Dictionary
Search is surely the most frequenly performed action by computers. Let's consider a simple dictionary ADT that represent data structure that can do search and store information.
Dictionary ADT
In [1]:
trait Dictionary[Key, E] {
def clear(): Unit
def insert(k: Key, e: E): Unit
def remove(k: Key): Option[E]
def removeAny(): Option[E]
def find(k: Key): Option[E]
def size: Int
}
Out[1]:
Binary search tree (BST) node ADT
To implement dictionary, here I use binary search tree. First, I need to define node of the tree.
In [2]:
trait BinNode[E] {
def element: E
def setElement(newElement: E): Unit
def left: Option[BinNode[E]]
def right: Option[BinNode[E]]
def isLeaf: Boolean
}
Out[2]:
BST node implementation
In [3]:
class BSTNode[Key, E](private var k: Key, private var e: E,
private var l: Option[BSTNode[Key, E]] = None,
private var r: Option[BSTNode[Key, E]] = None) extends BinNode[E] {
def key: Key = k
def setKey(newKey: Key): Unit = k = newKey
def element: E = e
def setElement(newElement: E): Unit = e = newElement
def left: Option[BSTNode[Key, E]] = l
def setLeft(newLeft: Option[BSTNode[Key, E]]): Unit = l = newLeft
def right: Option[BSTNode[Key, E]] = r
def setRight(newRight: Option[BSTNode[Key, E]]): Unit = r = newRight
def isLeaf: Boolean = left.isEmpty && right.isEmpty
}
Out[3]:
BST implementation
In [4]:
class BST[Key, E](implicit val ordering: Ordering[Key])
extends Dictionary[Key, E] {
var root: Option[BSTNode[Key, E]] = None
var nodeCount = 0
def clear(): Unit = {
root = None
nodeCount = 0
}
def insert(key: Key, element: E): Unit = {
root = insertRec(root, key, element)
nodeCount += 1
}
def remove(key: Key): Option[E] = {
val temp = findRec(root, key)
temp match {
case Some(_) =>
root = removeRec(root, key)
nodeCount -= 1
case None =>
}
temp
}
def removeAny(): Option[E] = {
if (root.isEmpty) return None
val temp = root.get.element
root = removeRec(root, root.get.key)
nodeCount -= 1
Some(temp)
}
def find(key: Key): Option[E] = findRec(root, key)
def size: Int = nodeCount
def findRec(root: Option[BSTNode[Key, E]],
key: Key): Option[E] = {
if (root.isEmpty) return None
root.get.key match {
case rootKey if ordering.compare(
rootKey, key) == 0 => Some(root.get.element)
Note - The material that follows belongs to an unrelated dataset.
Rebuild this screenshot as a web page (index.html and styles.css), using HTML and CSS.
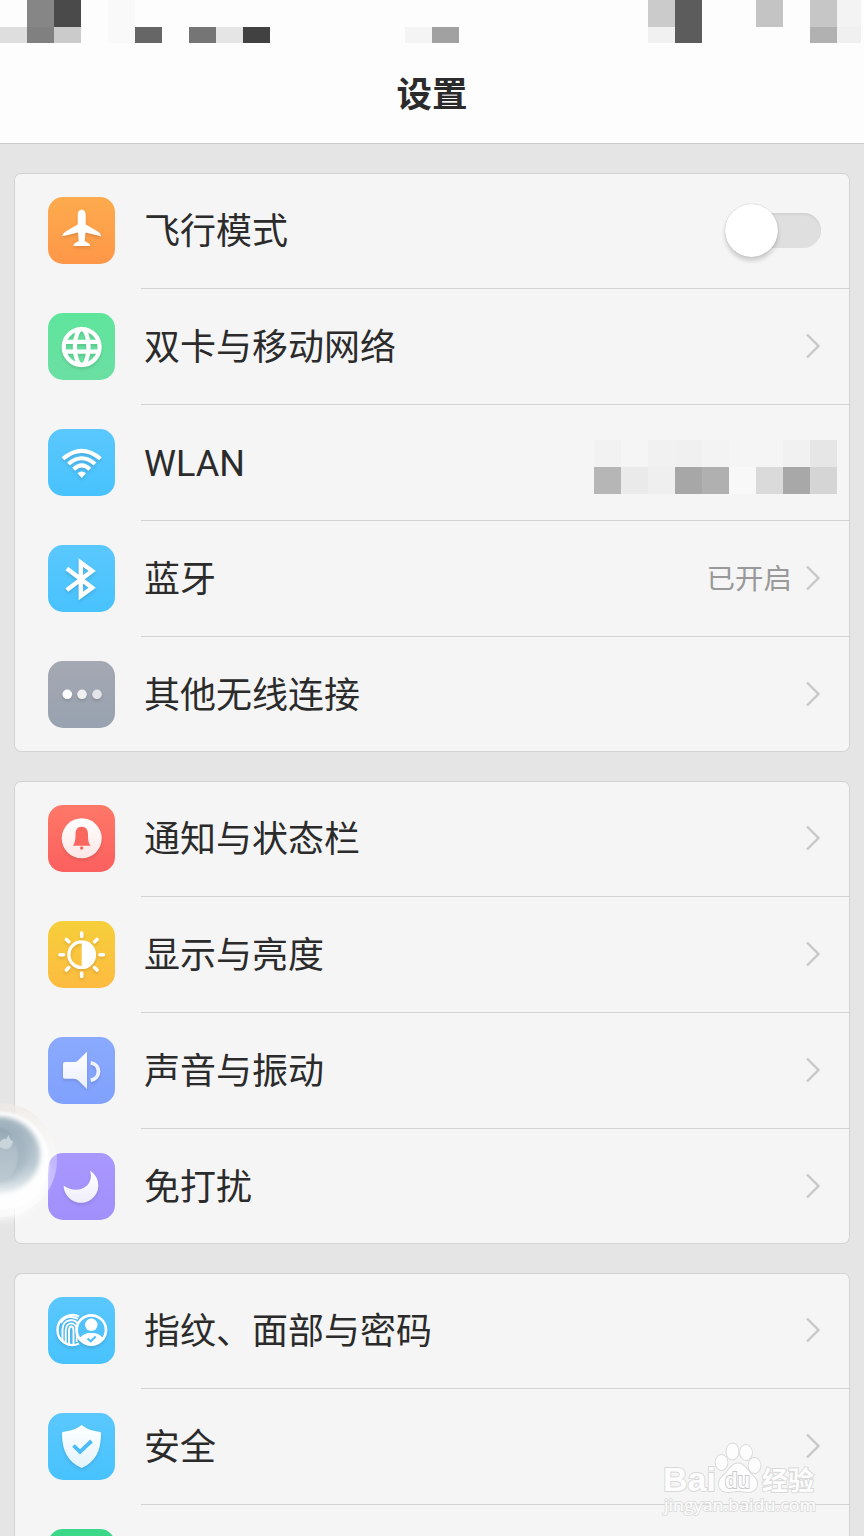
FILE: index.html
```html
<!DOCTYPE html>
<html lang="zh-CN">
<head>
  <meta charset="UTF-8">
  <meta name="viewport" content="width=device-width, initial-scale=1.0">
  <title>设置</title>
  <link rel="stylesheet" href="styles.css">
</head>
<body>
  <!-- shared symbols -->
  <svg class="defs" width="0" height="0">
    <symbol id="arrow" viewBox="0 0 16 28"><path d="M2 2.500 L13.500 14 L2 25.500" fill="none" stroke="#c8c8c8" stroke-width="2.400"/></symbol>
    <linearGradient id="fade" x1="0" y1="0" x2="0" y2="1">
      <stop offset="0" stop-color="#fff"/>
      <stop offset="1" stop-color="#fff" stop-opacity=".85"/>
    </linearGradient>
  </svg>

  <header class="header">
    <svg class="status" viewBox="0 0 864 43">
      <rect x="27" width="27" height="27" fill="#868686"/>
      <rect x="54" width="27" height="27" fill="#4a4a4a"/>
      <rect y="27" width="27" height="16" fill="#dedede"/>
      <rect x="27" y="27" width="27" height="16" fill="#808080"/>
      <rect x="54" y="27" width="27" height="16" fill="#cbcbcb"/>
      <rect x="108" width="27" height="43" fill="#f9f9f9"/>
      <rect x="135" y="27" width="27" height="16" fill="#666"/>
      <rect x="189" y="27" width="27" height="16" fill="#757575"/>
      <rect x="216" y="27" width="27" height="16" fill="#e5e5e5"/>
      <rect x="243" y="27" width="27" height="16" fill="#414141"/>
      <rect x="405" y="27" width="27" height="16" fill="#f4f4f4"/>
      <rect x="432" y="27" width="27" height="16" fill="#a1a1a1"/>
      <rect x="648" width="27" height="27" fill="#cbcbcb"/>
      <rect x="675" width="27" height="43" fill="#5c5c5c"/>
      <rect x="648" y="27" width="27" height="16" fill="#f1f1f1"/>
      <rect x="756" width="27" height="27" fill="#c4c4c4"/>
      <rect x="810" width="27" height="27" fill="#c6c6c6"/>
      <rect x="837" width="24" height="27" fill="#f3f3f3"/>
      <rect x="810" y="27" width="27" height="16" fill="#b1b1b1"/>
      <rect x="837" y="27" width="24" height="16" fill="#f0f0f0"/>
    </svg>
    <h1 class="title">设置</h1>
  </header>

  <main class="list">
    <section class="card">
      <div class="row">
        <svg class="icon orange" viewBox="0 0 67 67"><path fill="#fff" d="M33.700 12.700 C31 12.700 29.700 15 29.700 18 V27.500 L18.500 34 C16 35.500 14.500 37 14.500 39.300 L30 35.500 L30.700 44 L26.500 46.500 Q25.500 47 25.500 49 H42 Q42 47 41 46.500 L36.700 44 L37.500 35.500 L53 39.300 C53 37 51.500 35.500 49 34 L37.700 27.500 V18 C37.700 15 36.400 12.700 33.700 12.700 Z"/></svg>
        <div class="body"><span class="label">飞行模式</span><span class="switch"><span class="knob"></span></span></div>
      </div>
      <div class="row">
        <svg class="icon green" viewBox="0 0 67 67">
          <g fill="none" stroke="#fff" stroke-width="4.300"><circle cx="33.700" cy="34" r="17.900"/><ellipse cx="33.700" cy="34" rx="6.800" ry="18"/><path d="M17 28.800h33.500M17 38.700h33.500"/></g>
        </svg>
        <div class="body"><span class="label">双卡与移动网络</span><svg class="arrow"><use href="#arrow"/></svg></div>
      </div>
      <div class="row">
        <svg class="icon blue" viewBox="0 0 67 67">
          <g fill="none" stroke="#fff" stroke-width="4"><path d="M15 29.800 Q33.700 13.800 52.400 29.800M20.500 35 Q33.700 23.500 47 35M25.700 40.200 Q33.700 32.500 41.800 40.200"/></g>
          <path fill="#fff" d="M29.500 44.200 Q33.700 41 38 44.200 L33.700 49 Z"/>
        </svg>
        <div class="body">
          <span class="label">WLAN</span>
          <svg class="mosaic" viewBox="0 0 243 54">
            <rect width="27" height="27" fill="#f2f2f2"/>
            <rect x="54" width="27" height="27" fill="#f1f1f1"/>
            <rect x="81" width="27" height="27" fill="#f0f0f0"/>
            <rect x="108" width="27" height="27" fill="#f3f3f3"/>
            <rect x="189" width="27" height="27" fill="#f1f1f1"/>
            <rect x="216" width="27" height="27" fill="#e6e6e6"/>
            <rect y="27" width="27" height="27" fill="#b6b6b6"/>
            <rect x="27" y="27" width="27" height="27" fill="#eaeaea"/>
            <rect x="54" y="27" width="27" height="27" fill="#efefef"/>
            <rect x="81" y="27" width="27" height="27" fill="#a7a7a7"/>
            <rect x="108" y="27" width="27" height="27" fill="#b0b0b0"/>
            <rect x="135" y="27" width="27" height="27" fill="#f8f8f8"/>
            <rect x="162" y="27" width="27" height="27" fill="#dadada"/>
            <rect x="189" y="27" width="27" height="27" fill="#a8a8a8"/>
            <rect x="216" y="27" width="27" height="27" fill="#d5d5d5"/>
          </svg>
        </div>
      </div>
      <div class="row">
        <svg class="icon blue" viewBox="0 0 67 67"><path fill="none" stroke="#fff" stroke-width="4.300" d="M18.800 23.500 L44.200 42.700 L32.800 51 V17.500 L44.200 26 L18.800 45"/></svg>
        <div class="body"><span class="label">蓝牙</span><span class="value">已开启</span><svg class="arrow"><use href="#arrow"/></svg></div>
      </div>
      <div class="row">
        <svg class="icon gray" viewBox="0 0 67 67"><circle cx="19.300" cy="33.300" r="4.800" fill="#fff"/><circle cx="34" cy="33.300" r="4.800" fill="#eff0f2"/><circle cx="49" cy="33.300" r="4.800" fill="#e3e5e9"/></svg>
        <div class="body"><span class="label">其他无线连接</span><svg class="arrow"><use href="#arrow"/></svg></div>
      </div>
    </section>

    <section class="card">
      <div class="row">
        <svg class="icon red" viewBox="0 0 67 67">
          <circle cx="33.700" cy="33.300" r="20" fill="url(#fade)"/>
          <path class="flat" fill="#f9675f" d="M33.700 21.800 C29.300 21.800 27.500 25 27.500 29 C27.500 35 27 38 24.800 40.700 H42.600 C40.400 38 40 35 40 29 C40 25 38 21.800 33.700 21.800 Z"/>
          <circle class="flat" cx="33.700" cy="43" r="1.700" fill="#f9675f"/>
        </svg>
        <div class="body"><span class="label">通知与状态栏</span><svg class="arrow"><use href="#arrow"/></svg></div>
      </div>
      <div class="row">
        <svg class="icon yellow" viewBox="0 0 67 67">
          <circle cx="33.700" cy="33.700" r="12.800" fill="none" stroke="#fff" stroke-width="3.200"/>
          <path class="flat" fill="#fff" d="M33.700 21 A12.700 12.700 0 0 1 33.700 46.400 Z"/>
          <g stroke="#fff" stroke-width="3.600" stroke-linecap="round"><path d="M33.700 12v3.500M33.700 52v3.500M12 33.700h3.500M52 33.700h3.500M18.400 18.400l2.400 2.400M46.600 46.600l2.400 2.400M18.400 49l2.400-2.400M46.600 20.800l2.400-2.400"/></g>
        </svg>
        <div class="body"><span class="label">显示与亮度</span><svg class="arrow"><use href="#arrow"/></svg></div>
      </div>
      <div class="row">
        <svg class="icon indigo" viewBox="0 0 67 67">
          <path fill="url(#fade)" d="M17 25 H26 Q28.500 25 30 23.500 L39 14.700 V52 L30 43.300 Q28.500 41.700 26 41.700 H17 Q15 41.700 15 40 V27 Q15 25 17 25 Z"/>
          <path fill="none" stroke="#f0f3ff" stroke-width="3.800" d="M42.700 25.800 C53 27 53 42 42.700 43.200"/>
        </svg>
        <div class="body"><span class="label">声音与振动</span><svg class="arrow"><use href="#arrow"/></svg></div>
      </div>
      <div class="row">
        <svg class="icon purple" viewBox="0 0 67 67"><path fill="url(#fade)" d="M42 17.700 A17.300 17.300 0 1 1 15.700 32.700 C30 42.500 47 33 42 17.700 Z"/></svg>
        <div class="body"><span class="label">免打扰</span><svg class="arrow"><use href="#arrow"/></svg></div>
      </div>
    </section>

    <section class="card">
      <div class="row">
        <svg class="icon blue" viewBox="0 0 67 67">
          <g fill="none" stroke="#fff" stroke-width="1.900">
            <path stroke-width="2.400" d="M31 19.500 A15 15 0 1 0 31 46.500"/>
            <path d="M14.500 45V32.500C14.500 21 29 20.500 31 29M17.700 46V34C17.700 24 28 24 28.700 33M21 47.500V34C21 28 25.500 28 25.500 34V47.500M28.700 33V45M13 26C17 18.500 25 19 30 22"/>
          </g>
          <circle cx="43.300" cy="33" r="14.700" fill="#52c2fb" stroke="#fff" stroke-width="2.700"/>
          <circle class="flat" cx="43.300" cy="27.800" r="6.200" fill="#fff"/>
          <path class="flat" fill="#fff" d="M31.500 41.500 C34 38 37 36 43.300 36 C49.600 36 52.600 38 55.100 41.500 C50 49.500 36.600 49.500 31.500 41.500 Z"/>
          <path class="flat" fill="none" stroke="#4abffb" stroke-width="2" d="M39.500 41.500l3.200 2.800 5-4.800"/>
        </svg>
        <div class="body"><span class="label">指纹、面部与密码</span><svg class="arrow"><use href="#arrow"/></svg></div>
      </div>
      <div class="row">
        <svg class="icon blue" viewBox="0 0 67 67">
          <path fill="url(#fade)" d="M33.700 12 C28 16.500 22 18 14.800 19 Q14 19.200 14 20.500 C14 38 20 49 33.700 55 C47.400 49 53 38 53 20.500 Q53 19.200 52.200 19 C45 18 39 16.500 33.700 12 Z"/>
          <path class="flat" fill="none" stroke="#49bdfb" stroke-width="3.800" d="M25.500 32.500 L32 38.800 L43.500 28"/>
        </svg>
        <div class="body"><span class="label">安全</span><svg class="arrow"><use href="#arrow"/></svg></div>
      </div>
      <div class="row cut">
        <svg class="icon emerald" viewBox="0 0 67 67"></svg>
      </div>
    </section>
  </main>

  <!-- floating assist ball, half off the left edge -->
  <svg class="ball" viewBox="0 1090 70 140">
    <defs>
      <linearGradient id="halo" x1="0" y1="0" x2="0" y2="1">
        <stop offset="0" stop-color="#eee9e3" stop-opacity=".8"/>
        <stop offset=".5" stop-color="#fff" stop-opacity=".3"/>
        <stop offset="1" stop-color="#fff" stop-opacity=".5"/>
      </linearGradient>
      <linearGradient id="well" x1="0" y1="0" x2="0" y2="1">
        <stop offset="0" stop-color="#a3b4bf"/>
        <stop offset=".6" stop-color="#b9c8d1"/>
        <stop offset="1" stop-color="#e3eaee"/>
      </linearGradient>
      <linearGradient id="core" x1="0" y1="0" x2="0" y2="1">
        <stop offset="0" stop-color="#92a5b1"/>
        <stop offset=".4" stop-color="#aebdc7"/>
        <stop offset="1" stop-color="#bccad2"/>
      </linearGradient>
      <filter id="soft1"><feGaussianBlur stdDeviation="1"/></filter>
      <filter id="soft2"><feGaussianBlur stdDeviation="2.500"/></filter>
      <filter id="soft3"><feGaussianBlur stdDeviation="4"/></filter>
    </defs>
    <circle cx="0" cy="1174" r="46" fill="#fff" opacity=".7" filter="url(#soft3)"/>
    <circle cx="0" cy="1160" r="57" fill="url(#halo)"/>
    <circle cx="0" cy="1161" r="49" fill="#fff" opacity=".95" filter="url(#soft1)"/>
    <ellipse cx="0" cy="1155" rx="40" ry="38" fill="url(#well)" filter="url(#soft2)"/>
    <ellipse cx="0" cy="1152" rx="28" ry="30" fill="#98abb8" opacity=".6" filter="url(#soft3)"/>
    <ellipse cx="0" cy="1155" rx="18" ry="27" fill="url(#core)" filter="url(#soft1)"/>
    <path d="M0 1142 Q3 1138 6 1139 L9 1135 Q9 1140 13 1141 Q12 1149 6 1149 Q2 1149 0 1147 Z" fill="#c9d4db"/>
  </svg>

  <svg class="watermark" viewBox="0 0 160 80">
    <g fill="#fdfdfd" stroke="#d8d8d8" stroke-width="1.800">
      <g class="bold">
        <text class="latin" x="2" y="51" font-size="34" textLength="53" lengthAdjust="spacingAndGlyphs">Bai</text>
        <text x="101" y="50" font-size="26" textLength="52">经验</text>
      </g>
      <ellipse cx="60.500" cy="22.500" rx="6" ry="7.500"/>
      <ellipse cx="71.500" cy="11.500" rx="6" ry="8"/>
      <ellipse cx="85" cy="12.500" rx="6" ry="7.500"/>
      <ellipse cx="93.500" cy="25.500" rx="6" ry="7.500"/>
      <path d="M77 23.500 C70 23.500 68 31 62 36 C55 42 57 52 67 52 C72 52 73 51 77 51 C81 51 82 52 87 52 C97 52 99 42 92 36 C86 31 84 23.500 77 23.500 Z"/>
      <text class="bold latin" x="64" y="48" font-size="22" stroke="#c8c8c8" textLength="25" lengthAdjust="spacingAndGlyphs">du</text>
      <text class="url" x="3" y="71" font-size="17" textLength="152" lengthAdjust="spacingAndGlyphs">jingyan.baidu.com</text>
    </g>
  </svg>
</body>
</html>
```
FILE: styles.css
```css
* {
  box-sizing: border-box;
}
body {
  margin: 0;
  height: 1536px;
  position: relative;
  overflow: hidden;
  background: #e5e5e5;
  color: #2b2b2b;
  font-family: Roboto, "Noto Sans CJK SC", sans-serif;
}
.defs {
  position: absolute;
}
.header {
  height: 144px;
  background: #fdfdfd;
  border-bottom: 1px solid #cbcbcb;
}
.status {
  display: block;
  width: 864px;
  height: 43px;
}
.title {
  margin: 0;
  padding-top: 4px;
  text-align: center;
  font-size: 35.5px;
  line-height: 96px;
  font-weight: bold;
}
.list {
  display: flex;
  flex-direction: column;
  gap: 29px;
  padding: 29px 14px 0;
}
.card {
  border-radius: 7px;
  background: #f5f5f5;
  box-shadow: inset 0 0 0 1px #d3d3d3;
}
.card:last-child {
  border-radius: 7px 7px 0 0;
  box-shadow: inset 1px 1px 0 #d3d3d3, inset -1px 0 0 #d3d3d3;
}
.row {
  display: flex;
  height: 116px;
  padding-left: 34px;
}
.row:last-child {
  height: 115px;
}
.row.cut {
  height: 31px;
  overflow: hidden;
}
.icon {
  flex: none;
  width: 67px;
  height: 67px;
  margin-top: 24px;
  border-radius: 15px;
}
.icon > * {
  filter: drop-shadow(0 2px 1.5px rgba(0, 0, 0, .12));
}
.icon > .flat {
  filter: none;
}
.orange { background: linear-gradient(#fdab4e, #fe9748); }
.green { background: linear-gradient(#5fe59c, #6bdfa3); }
.blue { background: linear-gradient(#5ac8fe, #48c2fd); }
.gray { background: linear-gradient(#a4a8b2, #98a2b0); }
.red { background: linear-gradient(#fe7868, #fb605f); }
.yellow { background: linear-gradient(#f6cf3a, #fdbb40); }
.indigo { background: linear-gradient(#8aaafe, #80a1fd); }
.purple { background: linear-gradient(#a998fe, #a18ffb); }
.emerald { background: #3bd88a; }

.body {
  flex: 1;
  display: flex;
  align-items: center;
  margin-left: 26px;
  padding: 0 29px 0 3px;
  border-bottom: 1px solid #d3d3d3;
}
.row:last-child .body {
  border-bottom: 0;
}
.label {
  flex: 1;
  padding-top: 2px;
  font-size: 36px;
  line-height: 52px;
}
.value {
  margin-right: 13px;
  font-size: 28.5px;
  line-height: 40px;
  padding-top: 3px;
  color: #999;
}
.arrow {
  width: 16px;
  height: 28px;
  margin-bottom: 1px;
}
.mosaic {
  width: 243px;
  height: 54px;
  margin: 8px -16px 0 0;
}
.switch {
  width: 95px;
  height: 35px;
  border-radius: 18px;
  background: #dfdfdf;
  box-shadow: inset 0 2px 2px #d2d2d2;
  display: flex;
  align-items: center;
}
.knob {
  width: 53px;
  height: 53px;
  margin-left: -1px;
  border-radius: 50%;
  background: #fff;
  box-shadow: 0 0 1px rgba(0, 0, 0, .3), 0 4px 4px rgba(0, 0, 0, .16);
}

.ball {
  position: absolute;
  left: 0;
  top: 1090px;
  width: 70px;
  height: 140px;
}

.watermark {
  position: absolute;
  left: 661px;
  top: 1440px;
  width: 160px;
  height: 80px;
  paint-order: stroke;
  font-family: "Open Sans", "Noto Sans CJK SC", sans-serif;
}
.bold {
  font-weight: bold;
}
.latin {
  font-family: "Liberation Sans", sans-serif;
}
.url {
  stroke: #dedede;
}
```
case rootKey if ordering.compare(
rootKey, key) > 0 => findRec(root.get.left, key)
case _ => findRec(root.get.right, key)
}
}
def insertRec(root: Option[BSTNode[Key, E]],
key: Key, element: E): Option[BSTNode[Key, E]] = {
if (root.isEmpty) return Some(new BSTNode[Key, E](key, element))
root.get match {
case node if
ordering.compare(root.get.key, key) > 0 => node.setLeft(insertRec(node.left, key, element))
case node => node.setRight(insertRec(node.right, key, element))
}
root
}
def removeRec(root: Option[BSTNode[Key, E]], key: Key): Option[BSTNode[Key, E]] = {
if (root.isEmpty) return None
root.get.key match {
case rootKey if ordering.compare(
rootKey, key) > 0 => root.get.setLeft(removeRec(root.get.left, key))
case rootKey if ordering.compare(
rootKey, key) < 0 => root.get.setRight(removeRec(root.get.right, key))
case _ =>
if (root.get.left.isEmpty) return root.get.right
if (root.get.right.isEmpty) return root.get.left
val temp: BSTNode[Key, E] = getMin(root.get.right)
root.get.setElement(temp.element)
root.get.setKey(temp.key)
root.get.setRight(deleteMin(root.get.right))
}
root
}
// called after findRec find the key so that there must be the key
def getMin(root: Option[BSTNode[Key, E]]): BSTNode[Key, E] = {
root.get.left match {
case None => root.get
case Some(node) => getMin(root.get.left)
}
}
// called after findRec find the key so that there must be the key
def deleteMin(root: Option[BSTNode[Key, E]]): Option[BSTNode[Key, E]] = {
root.get.left match {
case None => root.get.right
case Some(node) => deleteMin(root.get.left)
}
}
}
Out[4]:
Advantages and disadvantages of BST
Searching can be done with the data structures such as (un)sorted array, hashtable or BST. BST is fast compared to arrays to perform insert of find element. And only BST can handle range query that one want to find element within a certain range.
BST become slow when the tree is unbalanced and takes $\Theta(n^2)$ time to perform insert and find in the worst case. Fortunately, it can be augmented so that it always maintain the balanced property. The data structure is called AVL tree.